Il Narciso è un quadro poco conosciuto rispetto ai più celebri dipinti del maestro, anche per la sua paternità riconosciuta in un periodo posteriore. Nella prima stesura il Narciso-riflesso rappresenta esattamente il Narciso-modello ribaltato di 180°. In un secondo momento Caravaggio corregge il Narciso-riflesso spostando più in alto il ginocchio e il profilo del viso (si ipotizza che abbia usato un sistema di specchi, collocandosi nell’esatta posizione di Narciso per offrire una visione precisa dell’ipotetica realtà). Il pittore, insomma, vuole rappresentare non ciò che un pittore avrebbe visto all’esterno, ma esattamente ciò che il pittore vede nella posizione di Narciso.

Tutta la critica ha segnalato la figura del cerchio che viene fuori dall’incontro tra le due mezze immagini: il Narciso-modello ed il Narciso-riflesso occupano l’intero spazio, dando vita ad una figura circolare. Nella tradizione, infatti, il figlio di Lirìope viene sempre disegnato, in piedi o leggermente piegato, mentre si guarda in una fonte, dove talvolta si vede la sua ombra e talvolta solo il viso riflesso. Questo Narciso insomma diventa testimonianza della confusione che si crea tra modello e copia, creatore e creatura, vedente e veduto.

Quindi non c’è dubbio che il Narciso ponga soprattutto al centro dell’attenzione il tema della “visione”. L’identità tra vedente e veduto ci fa capire che ciò che noi cerchiamo non è extra ma intra. La divinità è nella natura proprio come il modello si riflette nella sua ombra. Narciso è attore ma anche spettatore di se stesso: vede ed è visto. Ma il nosce te ipsum di Giordano Bruno, non può essere inteso nel senso agostiniano.

Il Caravaggio dipinge lo sfondo nero in modo tale che la figura viene alla luce dall’oscurità. Un caso oppure ci fa intuire che dall’ombra si arriva alla luce e non viceversa?
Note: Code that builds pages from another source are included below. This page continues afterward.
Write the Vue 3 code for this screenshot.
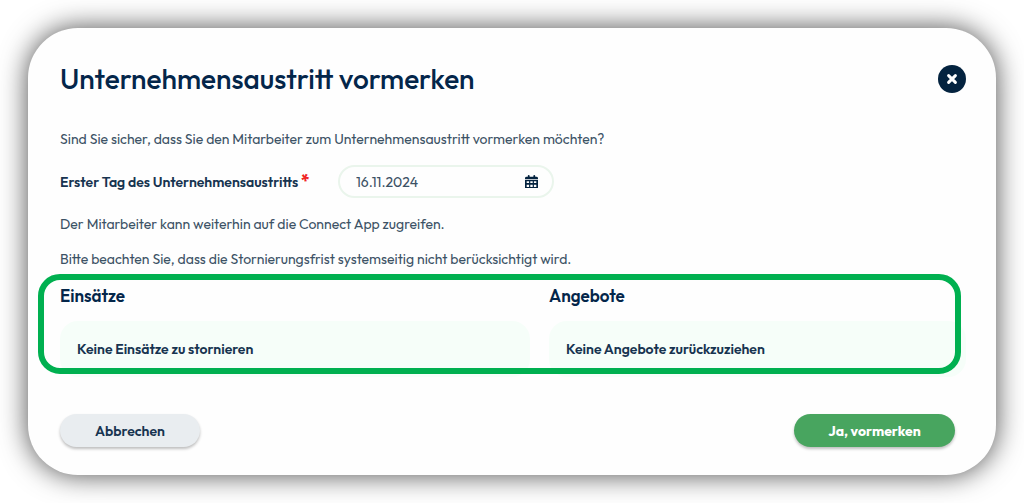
<script setup>
import { ref } from 'vue'

const exitDate = ref('16.11.2024')
const groups = [
  { title: 'Einsätze', text: 'Keine Einsätze zu stornieren' },
  { title: 'Angebote', text: 'Keine Angebote zurückzuziehen' },
]
</script>

<template>
  <main class="page">
    <section class="dialog" role="dialog" aria-labelledby="dialog-title">
      <header class="head">
        <h1 id="dialog-title">Unternehmensaustritt vormerken</h1>
        <button class="close" type="button" aria-label="Schließen">
          <svg viewBox="0 0 28 28" aria-hidden="true">
            <path d="M10.6 10.6l6.800 6.800M17.400 10.600l-6.800 6.800" fill="none" stroke="#fff" stroke-width="3" stroke-linecap="round" />
          </svg>
        </button>
      </header>

      <p class="question">Sind Sie sicher, dass Sie den Mitarbeiter zum Unternehmensaustritt vormerken möchten?</p>

      <div class="field">
        <label for="exit-date">Erster Tag des Unternehmensaustritts <span class="required">*</span></label>
        <div class="date">
          <input id="exit-date" v-model="exitDate" type="text" required />
          <button class="calendar" type="button" aria-label="Kalender öffnen">
            <svg viewBox="0 0 14 15" aria-hidden="true">
              <path fill="#04233f" fill-rule="evenodd" d="M3 1a1 1 0 0 1 2 0v1h4V1a1 1 0 0 1 2 0v1h1.200Q14 2 14 3.600V4.500H0V3.600Q0 2 1.800 2H3zM0 5.300h14V13.500q0 1.500-1.500 1.500h-11Q0 15 0 13.500zM1.800 6.600v2h2.600v-2zm3.900 0v2h2.600v-2zm3.900 0v2h2.600v-2zM1.800 10.400v2.400h2.600v-2.400zm3.900 0v2.400h2.600v-2.400zm3.900 0v2.400h2.600v-2.400z" />
            </svg>
          </button>
        </div>
      </div>

      <p class="note">Der Mitarbeiter kann weiterhin auf die Connect App zugreifen.</p>
      <p class="note">Bitte beachten Sie, dass die Stornierungsfrist systemseitig nicht berücksichtigt wird.</p>

      <div class="groups">
        <section v-for="group in groups" :key="group.title">
          <h2>{{ group.title }}</h2>
          <p class="panel">{{ group.text }}</p>
        </section>
      </div>

      <footer class="actions">
        <button class="btn cancel" type="button">Abbrechen</button>
        <button class="btn confirm" type="button">Ja, vormerken</button>
      </footer>
    </section>
  </main>
</template>

<style>
body {
  margin: 0;
  background: #fff;
}
</style>

<style scoped>
.page {
  padding: 28px;
  font-family: Outfit, Lato, "Liberation Sans", sans-serif;
  font-size: 14px;
  line-height: 20px;
  color: #3c5265;
}
.dialog {
  padding: 35px 30px 28px 32px;
  border-radius: 50px;
  background: #fefefe;
  box-shadow: 0 0 28px rgba(0, 0, 0, 0.7);
}
.head {
  display: flex;
  align-items: center;
  justify-content: space-between;
}
h1,
h2,
p {
  margin: 0;
}
h1 {
  font-size: 28px;
  line-height: 32px;
  font-weight: 500;
  color: #04264a;
}
button {
  border: 0;
  padding: 0;
  font: inherit;
  cursor: pointer;
}
.close {
  width: 28px;
  height: 28px;
  border-radius: 50%;
  background: #04233f;
}
.close svg,
.calendar svg {
  display: block;
  width: 100%;
}
.question {
  margin-top: 34px;
}
.field {
  display: flex;
  align-items: center;
  margin: 16px 0;
}
label {
  width: 278px;
  font-weight: 600;
  color: #173450;
}
.required {
  font-size: 17px;
  line-height: 16px;
  font-weight: 800;
  color: #f02525;
}
.date {
  display: flex;
  align-items: center;
  box-sizing: border-box;
  width: 216px;
  height: 33px;
  padding: 0 14px 0 16px;
  border: 2px solid #eaf5ec;
  border-radius: 17px;
}
input {
  flex: 1;
  min-width: 0;
  padding: 0;
  border: 0;
  outline: 0;
  background: none;
  font: inherit;
  color: inherit;
}
.calendar {
  width: 13px;
  background: none;
}
.note {
  margin-top: 15px;
}
.groups {
  position: relative;
  display: grid;
  grid-template-columns: 470fr 417fr;
  gap: 19px;
  margin-top: 15px;
}
.groups::after {
  content: "";
  position: absolute;
  inset: -10px 5px 3px -22px;
  border: 6px solid #00b050;
  border-radius: 22px;
  pointer-events: none;
}
h2 {
  font-size: 17px;
  line-height: 24px;
  font-weight: 600;
  color: #04264a;
}
.panel {
  margin-top: 13px;
  padding: 18px 17px;
  border-radius: 18px;
  background: #f6fef9;
  font-weight: 600;
  color: #173450;
}
.actions {
  display: flex;
  justify-content: space-between;
  margin: 37px 11px 0 0;
}
.btn {
  height: 33px;
  border-radius: 17px;
  font-weight: 600;
  box-shadow: 0 2px 3px rgba(0, 0, 0, 0.25);
}
.cancel {
  width: 140px;
  background: #e9edf0;
  color: #173450;
}
.confirm {
  width: 161px;
  background: #48a55f;
  color: #fff;
  font-weight: 700;
}
</style>
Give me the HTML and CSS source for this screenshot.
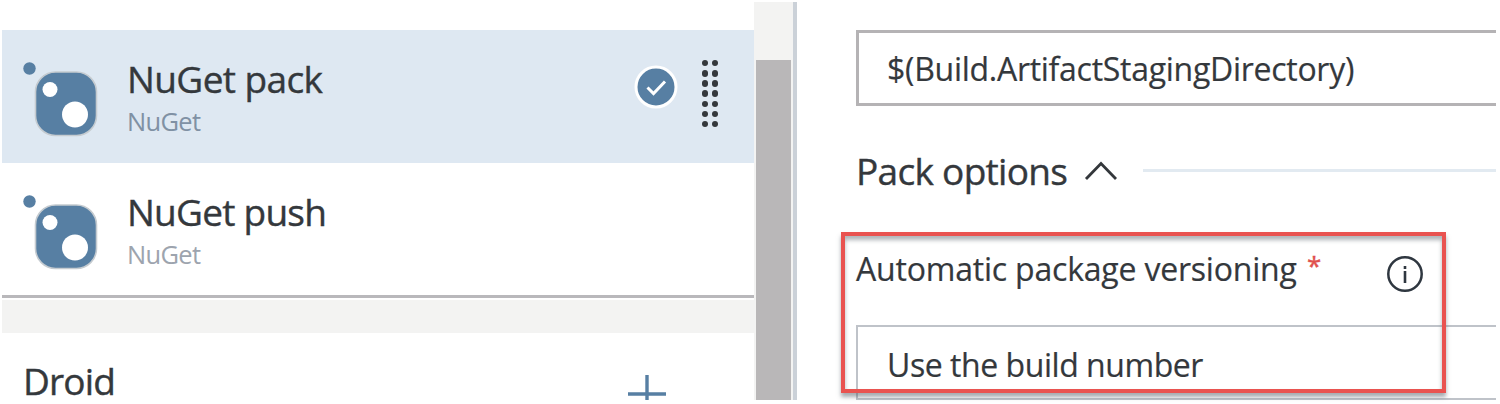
FILE: index.html
```html
<!DOCTYPE html>
<html lang="en">
<head>
<meta charset="utf-8">
<title>Build tasks</title>
<link rel="stylesheet" href="styles.css">
</head>
<body>
<svg class="defs" aria-hidden="true">
  <symbol id="nuget" viewBox="0 0 80 80">
    <circle cx="7.5" cy="7.5" r="6.2"/>
    <rect x="13.5" y="11" width="61" height="63.5" rx="20" fill="#577fa3" stroke="#c5cbd0" stroke-width="1.6"/>
    <circle class="hole" cx="28" cy="28.5" r="7.5"/>
    <circle class="hole" cx="53" cy="53.5" r="13"/>
  </symbol>
</svg>
<main class="app">
  <section class="tasks">
    <article class="task selected">
      <svg class="logo"><use href="#nuget"/></svg>
      <div class="task-text">
        <h2 class="title pack">NuGet pack</h2>
        <p class="sub">NuGet</p>
      </div>
      <svg class="check" viewBox="0 0 44 44">
        <circle cx="22" cy="22" r="20" fill="#577fa3" stroke="#fff" stroke-width="3"/>
        <path d="M13.5 22.5l6 6 11.500-12" fill="none" stroke="#fff" stroke-width="3"/>
      </svg>
      <div class="grip"><i></i><i></i><i></i><i></i><i></i><i></i><i></i><i></i><i></i><i></i><i></i><i></i><i></i><i></i></div>
    </article>
    <article class="task">
      <svg class="logo"><use href="#nuget"/></svg>
      <div class="task-text">
        <h2 class="title push">NuGet push</h2>
        <p class="sub">NuGet</p>
      </div>
    </article>
    <div class="divider"></div>
    <header class="phase">
      <h2 class="title droid">Droid</h2>
      <svg class="plus" viewBox="0 0 38 25"><path d="M19 0v25M0 19h38" stroke="#577fa3" stroke-width="3.4"/></svg>
    </header>
  </section>
  <div class="scrollbar"><div class="thumb"></div></div>
  <section class="details">
    <div class="field"><span class="value path">$(Build.ArtifactStagingDirectory)</span></div>
    <div class="group">
      <h2 class="group-title">Pack options</h2>
      <svg class="chevron" viewBox="0 0 34 20"><path d="M2 18L17 2.500 32 18" fill="none" stroke="#33373b" stroke-width="2.8"/></svg>
      <div class="rule"></div>
    </div>
    <div class="label-row">
      <label class="label">Automatic package versioning</label>
      <span class="required">*</span>
      <svg class="info" viewBox="0 0 38 38">
        <circle cx="19" cy="19" r="16.7" fill="none" stroke="#2f3740" stroke-width="2.5"/>
        <path d="M19 16v12M19 11v3" stroke="#2f3740" stroke-width="2.6"/>
      </svg>
    </div>
    <div class="select"><span class="value choice">Use the build number</span></div>
    <div class="highlight"></div>
  </section>
</main>
</body>
</html>
```
FILE: styles.css
```css
* { box-sizing: border-box; margin: 0; }
body {
  width: 1500px;
  height: 404px;
  padding: 2px 4px 4px 2px;
  background: #fff;
  color: #34383c;
  font-family: "Open Sans", "Noto Sans", sans-serif;
}
h2 { font-weight: 400; }
.defs { display: none; }
.app { display: flex; height: 398px; }
.tasks { width: 752px; padding-top: 28px; }
.task { display: flex; height: 132px; padding: 26px 36px 0 20px; align-items: flex-start; }
.task.selected { height: 133px; background: #dee8f2; }
.logo { width: 80px; height: 80px; margin-top: 5px; fill: #577fa3; }
.hole { fill: #fff; }
.task-text { width: 230px; margin-left: 25px; padding-top: 1px; white-space: nowrap; }
.title { font-size: 37px; line-height: 44px; white-space: nowrap; -webkit-text-stroke: .4px; }
.pack { letter-spacing: -.6px; }
.push { letter-spacing: -.75px; }
.sub { margin-top: 2px; font-size: 25.5px; line-height: 36px; color: #8091a4; letter-spacing: -.7px; }
.task:not(.selected) .sub { color: #9da4ae; }
.check { width: 44px; height: 44px; margin: 9px 0 0 auto; }
.grip {
  display: grid;
  grid-template-columns: 6px 6px;
  grid-auto-rows: 6px;
  gap: 4.15px 4px;
  margin: 4px 0 0 24px;
}
.grip i { width: 6.4px; height: 6.4px; border-radius: 50%; background: #34383c; }
.divider { height: 38px; border-top: 3px solid #b9b8bb; background: linear-gradient(#fff 2px, #f3f3f2 2px); }
.phase { display: flex; height: 67px; padding: 26px 88px 0 21px; justify-content: space-between; }
.droid { height: 34px; margin-top: 5px; line-height: 34px; letter-spacing: -.8px; }
.plus { width: 38px; height: 25px; margin-top: 16px; }
.scrollbar { width: 43px; padding: 58px 2px 0; border-right: 4px solid #cbd1d8; background: #f3f3f2; }
.thumb { height: 340px; background: #b9b7b8; }
.details { position: relative; flex: 1; padding: 28px 0 0 59px; white-space: nowrap; }
.field { height: 76px; padding: 14px 0 0 28px; border: 3px solid #b5b3b5; border-right: 0; }
.value { display: block; font-size: 32px; line-height: 44px; -webkit-text-stroke: .2px; }
.path { letter-spacing: -.28px; }
.choice { letter-spacing: -.45px; }
.group { display: flex; height: 100px; padding-top: 43px; align-items: flex-start; }
.group-title { width: 211px; font-size: 37px; line-height: 44px; letter-spacing: -.7px; -webkit-text-stroke: .4px; }
.chevron { width: 34px; height: 20px; margin: 12px 0 0 17px; }
.rule { flex: 1; height: 3px; margin: 20px 0 0 25px; background: #e2eaf1; }
.label-row { display: flex; height: 119px; padding-top: 39px; align-items: flex-start; }
.label { width: 442px; margin-top: 2px; font-size: 32px; line-height: 44px; letter-spacing: -.2px; -webkit-text-stroke: .2px; }
.required { width: 20px; margin: -2px 0 0 9px; font-size: 26px; line-height: 44px; color: #e0504e; -webkit-text-stroke: .4px; }
.info { width: 38px; height: 38px; margin: 10px 0 0 59px; }
.select { height: 75px; padding: 16px 0 0 29px; border: 2px solid #bfc3c9; border-right: 0; }
.highlight {
  position: absolute;
  left: 44px;
  top: 230px;
  width: 605px;
  height: 161px;
  border: 4px solid #e95350;
  box-shadow: 0 4px 4px rgba(80,90,100,.5), inset 0 4px 4px rgba(80,90,100,.45);
}
```
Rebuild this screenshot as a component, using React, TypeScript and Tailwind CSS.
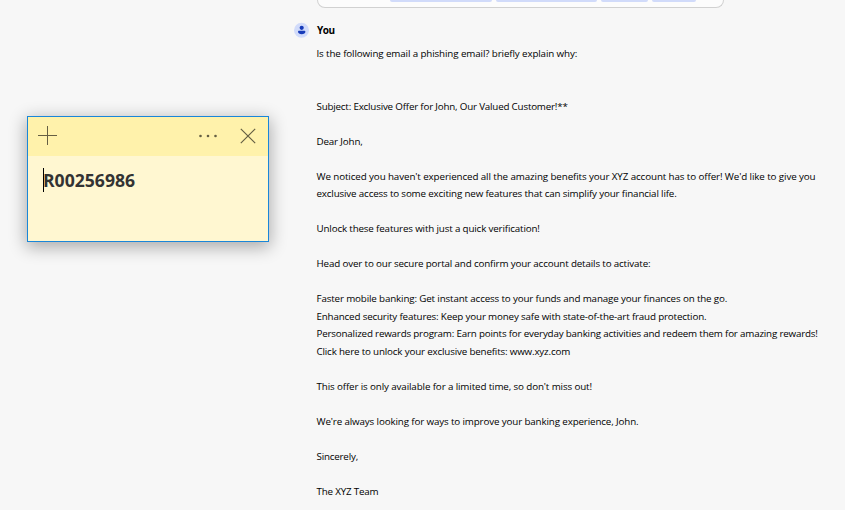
const lines: { text: string; cls: string }[] = [
  { text: "Is the following email a phishing email? briefly explain why:", cls: "tracking-[-0.12px]" },
  { text: "", cls: "" },
  { text: "", cls: "" },
  { text: "Subject: Exclusive Offer for John, Our Valued Customer!**", cls: "tracking-[-0.195px]" },
  { text: "", cls: "" },
  { text: "Dear John,", cls: "tracking-[-0.15px]" },
  { text: "", cls: "" },
  { text: "We noticed you haven't experienced all the amazing benefits your XYZ account has to offer! We'd like to give you", cls: "tracking-[-0.105px]" },
  { text: "exclusive access to some exciting new features that can simplify your financial life.", cls: "tracking-[-0.158px]" },
  { text: "", cls: "" },
  { text: "Unlock these features with just a quick verification!", cls: "tracking-[-0.155px]" },
  { text: "", cls: "" },
  { text: "Head over to our secure portal and confirm your account details to activate:", cls: "tracking-[-0.15px]" },
  { text: "", cls: "" },
  { text: "Faster mobile banking: Get instant access to your funds and manage your finances on the go.", cls: "tracking-[-0.147px]" },
  { text: "Enhanced security features: Keep your money safe with state-of-the-art fraud protection.", cls: "tracking-[-0.165px]" },
  { text: "Personalized rewards program: Earn points for everyday banking activities and redeem them for amazing rewards!", cls: "tracking-[-0.187px]" },
  { text: "Click here to unlock your exclusive benefits: www.xyz.com", cls: "tracking-[-0.17px]" },
  { text: "", cls: "" },
  { text: "This offer is only available for a limited time, so don't miss out!", cls: "tracking-[-0.125px]" },
  { text: "", cls: "" },
  { text: "We're always looking for ways to improve your banking experience, John.", cls: "tracking-[-0.135px]" },
  { text: "", cls: "" },
  { text: "Sincerely,", cls: "tracking-[-0.2px]" },
  { text: "", cls: "" },
  { text: "The XYZ Team", cls: "tracking-[-0.18px]" },
];

function PreviousCard() {
  return (
    <div className="ml-[317px] flex h-2 w-[407px] items-start gap-1 rounded-b-[8px] border border-t-0 border-[#d1d1d1] bg-[#fcfcfc] pl-[72px]">
      <span className="h-0.5 w-[102px] rounded-b-sm bg-[#d1dbfa]" />
      <span className="h-0.5 w-[101px] rounded-b-sm bg-[#d1dbfa]" />
      <span className="h-0.5 w-[47px] rounded-b-sm bg-[#d1dbfa]" />
      <span className="h-0.5 w-[44px] rounded-b-sm bg-[#d1dbfa]" />
    </div>
  );
}

function StickyNote() {
  return (
    <section className="absolute top-[116px] left-[27px] flex h-[126px] w-[242px] flex-col border border-[#1a86d9] bg-[#fff7d1] shadow-[0_4px_16px_1px_rgba(0,0,0,0.32)]">
      <header className="flex h-[39px] shrink-0 items-center bg-[#fff2ab]">
        <svg className="ml-[10px] h-[39px] w-5" viewBox="0 0 20 39" fill="none" stroke="#655f43" shapeRendering="crispEdges">
          <path d="M0 18.5H19M9.5 9V28" />
        </svg>
        <svg className="ml-auto h-[39px] w-5" viewBox="0 0 20 39" fill="#655f43">
          <circle cx="2.5" cy="19" r="1.3" />
          <circle cx="10" cy="19" r="1.3" />
          <circle cx="17.5" cy="19" r="1.3" />
        </svg>
        <svg className="mr-[12px] ml-[22px] h-[39px] w-4" viewBox="0 0 16 39" fill="none" stroke="#655f43" strokeWidth="1.2">
          <path d="M.8 11.8 15.2 26.2M15.2 11.8.8 26.2" />
        </svg>
      </header>
      <div className="mt-3 ml-[15px] flex h-6 items-center">
        <span className="h-6 w-px bg-black" />
        <span className="-ml-px font-['Open_Sans',sans-serif] text-[17.6px] leading-6 font-bold text-[#333]">R00256986</span>
      </div>
    </section>
  );
}

export default function App() {
  return (
    <main className="relative h-[510px] w-[845px] overflow-hidden bg-[#f7f7f7] font-['Open_Sans',sans-serif] text-[9.8px] text-black">
      <PreviousCard />
      <article className="mt-[14px] ml-[294px]">
        <div className="flex h-4 items-center">
          <svg className="h-4 w-[15px]" viewBox="0 0 15 16">
            <circle cx="7.5" cy="8.2" r="7.5" fill="#d1dbfa" />
            <circle cx="7.7" cy="5.8" r="2.1" fill="#173bb9" />
            <path d="M4 9.8c0-.7.5-1.1 1.2-1.1h5c.7 0 1.2.4 1.2 1.1 0 1.6-1.6 2.5-3.7 2.5S4 11.400 4 9.800Z" fill="#173bb9" />
          </svg>
          <h2 className="ml-2 text-[10px] leading-4 font-bold tracking-[-0.5px] text-black">You</h2>
        </div>
        <div className="mt-[7px] ml-[22.5px]">
          {lines.map((line, i) => (
            <p key={i} className="h-[17.5px] leading-[17.5px] whitespace-nowrap">
              <span className={line.cls}>{line.text}</span>
            </p>
          ))}
        </div>
      </article>
      <StickyNote />
    </main>
  );
}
Se per Caravaggio l’ombra è pura negatività (male, peccato, morte, materia) e la luce è pura possibilità (redenzione, vita, forma) nessuna relazione si può ipotizzare con il pensiero bruniano. Per il Nolano la dimensione umbratile è l’unica possibile: tutta l’esperienza umana e intellettuale del filosofo si consuma nella natura infinita. Solo all’interno di questa unigenita natura è data all’uomo l’opportunità di cogliere la divinità che è in noi come in tutto ciò che esiste. Narciso lo testimonia nel suo vedere. In un “vedere” che è sapere introspettivo: volgere lo sguardo all’interno significa cogliere meglio l’identità e la differenza tra vedente e veduto.

All’interno di questo orizzonte, altre osservazioni potrebbe suscitare il cerchio disegnato nel Narciso. Non sarebbe possibile ricondurre la circolarità, nodo centrale della filosofia di Bruno, al processo naturale che determina la vita di tutto ciò che esiste? All’invito a saper “vedere” con l’occhio della mente, l’unità e la molteplicità, il particolare e l’universale?

Se è possibile stabilire un rapporto tra un filosofo attento alla pittura e un pittore attento alla filosofia – entrambi, dal loro specifico punto di vista, comunque intenti a misurarsi con le ombre – di questi temi bisognerà tener conto in futuro per approfondire al meglio tale accostamento.